Request: Each line of the listing must be transcribed exactly, except for the images, which should be excluded.
******************************
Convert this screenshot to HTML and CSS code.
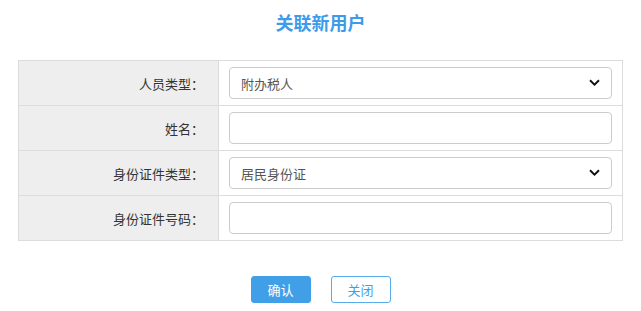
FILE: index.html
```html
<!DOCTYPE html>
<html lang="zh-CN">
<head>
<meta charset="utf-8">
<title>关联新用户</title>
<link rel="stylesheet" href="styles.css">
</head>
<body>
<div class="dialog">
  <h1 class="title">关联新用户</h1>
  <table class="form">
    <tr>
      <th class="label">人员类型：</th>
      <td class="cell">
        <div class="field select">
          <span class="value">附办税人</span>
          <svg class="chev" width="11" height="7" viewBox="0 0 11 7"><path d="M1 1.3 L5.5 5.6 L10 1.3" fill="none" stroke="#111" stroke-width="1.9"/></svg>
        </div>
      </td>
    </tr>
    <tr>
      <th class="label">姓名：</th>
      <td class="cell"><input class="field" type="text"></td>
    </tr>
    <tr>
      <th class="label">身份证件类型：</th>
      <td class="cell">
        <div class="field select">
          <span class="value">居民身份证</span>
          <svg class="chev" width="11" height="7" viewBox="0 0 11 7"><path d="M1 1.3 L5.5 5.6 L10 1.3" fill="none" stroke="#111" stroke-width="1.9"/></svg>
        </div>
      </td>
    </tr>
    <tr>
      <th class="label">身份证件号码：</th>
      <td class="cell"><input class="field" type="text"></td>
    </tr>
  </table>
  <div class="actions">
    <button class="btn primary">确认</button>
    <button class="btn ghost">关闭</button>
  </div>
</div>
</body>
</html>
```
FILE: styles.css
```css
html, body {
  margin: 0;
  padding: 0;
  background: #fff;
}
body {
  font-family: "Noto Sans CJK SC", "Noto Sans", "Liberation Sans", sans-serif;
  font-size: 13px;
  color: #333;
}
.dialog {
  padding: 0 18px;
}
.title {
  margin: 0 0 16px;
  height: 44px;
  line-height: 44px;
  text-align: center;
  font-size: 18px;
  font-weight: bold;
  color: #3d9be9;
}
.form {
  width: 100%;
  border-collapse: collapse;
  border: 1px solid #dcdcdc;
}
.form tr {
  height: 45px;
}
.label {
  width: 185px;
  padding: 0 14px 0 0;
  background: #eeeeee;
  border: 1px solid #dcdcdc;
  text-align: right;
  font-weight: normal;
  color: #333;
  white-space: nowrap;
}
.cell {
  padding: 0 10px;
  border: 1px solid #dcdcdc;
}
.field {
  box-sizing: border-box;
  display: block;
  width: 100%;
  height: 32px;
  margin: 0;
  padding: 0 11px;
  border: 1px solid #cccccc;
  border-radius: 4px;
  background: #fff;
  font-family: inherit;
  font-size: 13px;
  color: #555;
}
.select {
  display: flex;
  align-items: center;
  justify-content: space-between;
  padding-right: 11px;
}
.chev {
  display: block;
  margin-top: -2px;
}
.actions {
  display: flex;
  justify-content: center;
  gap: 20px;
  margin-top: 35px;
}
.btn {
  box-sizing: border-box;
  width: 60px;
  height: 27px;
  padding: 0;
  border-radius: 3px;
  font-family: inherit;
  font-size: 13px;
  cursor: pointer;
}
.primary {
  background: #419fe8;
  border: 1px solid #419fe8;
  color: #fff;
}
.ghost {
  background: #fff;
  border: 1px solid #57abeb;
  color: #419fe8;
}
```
******************************
Solution to the exercise:
Convert this screenshot to HTML and CSS code.
FILE: index.html
```html
<!DOCTYPE html>
<html lang="zh-CN">
<head>
<meta charset="utf-8">
<title>关联新用户</title>
<link rel="stylesheet" href="styles.css">
</head>
<body>
<div class="dialog">
  <h1 class="title">关联新用户</h1>
  <table class="form">
    <tr>
      <th class="label">人员类型：</th>
      <td class="cell">
        <div class="field select">
          <span class="value">附办税人</span>
          <svg class="chev" width="11" height="7" viewBox="0 0 11 7"><path d="M1 1.3 L5.5 5.6 L10 1.3" fill="none" stroke="#111" stroke-width="1.9"/></svg>
        </div>
      </td>
    </tr>
    <tr>
      <th class="label">姓名：</th>
      <td class="cell"><input class="field" type="text"></td>
    </tr>
    <tr>
      <th class="label">身份证件类型：</th>
      <td class="cell">
        <div class="field select">
          <span class="value">居民身份证</span>
          <svg class="chev" width="11" height="7" viewBox="0 0 11 7"><path d="M1 1.3 L5.5 5.6 L10 1.3" fill="none" stroke="#111" stroke-width="1.9"/></svg>
        </div>
      </td>
    </tr>
    <tr>
      <th class="label">身份证件号码：</th>
      <td class="cell"><input class="field" type="text"></td>
    </tr>
  </table>
  <div class="actions">
    <button class="btn primary">确认</button>
    <button class="btn ghost">关闭</button>
  </div>
</div>
</body>
</html>
```
FILE: styles.css
```css
html, body {
  margin: 0;
  padding: 0;
  background: #fff;
}
body {
  font-family: "Noto Sans CJK SC", "Noto Sans", "Liberation Sans", sans-serif;
  font-size: 13px;
  color: #333;
}
.dialog {
  padding: 0 18px;
}
.title {
  margin: 0 0 16px;
  height: 44px;
  line-height: 44px;
  text-align: center;
  font-size: 18px;
  font-weight: bold;
  color: #3d9be9;
}
.form {
  width: 100%;
  border-collapse: collapse;
  border: 1px solid #dcdcdc;
}
.form tr {
  height: 45px;
}
.label {
  width: 185px;
  padding: 0 14px 0 0;
  background: #eeeeee;
  border: 1px solid #dcdcdc;
  text-align: right;
  font-weight: normal;
  color: #333;
  white-space: nowrap;
}
.cell {
  padding: 0 10px;
  border: 1px solid #dcdcdc;
}
.field {
  box-sizing: border-box;
  display: block;
  width: 100%;
  height: 32px;
  margin: 0;
  padding: 0 11px;
  border: 1px solid #cccccc;
  border-radius: 4px;
  background: #fff;
  font-family: inherit;
  font-size: 13px;
  color: #555;
}
.select {
  display: flex;
  align-items: center;
  justify-content: space-between;
  padding-right: 11px;
}
.chev {
  display: block;
  margin-top: -2px;
}
.actions {
  display: flex;
  justify-content: center;
  gap: 20px;
  margin-top: 35px;
}
.btn {
  box-sizing: border-box;
  width: 60px;
  height: 27px;
  padding: 0;
  border-radius: 3px;
  font-family: inherit;
  font-size: 13px;
  cursor: pointer;
}
.primary {
  background: #419fe8;
  border: 1px solid #419fe8;
  color: #fff;
}
.ghost {
  background: #fff;
  border: 1px solid #57abeb;
  color: #419fe8;
}
```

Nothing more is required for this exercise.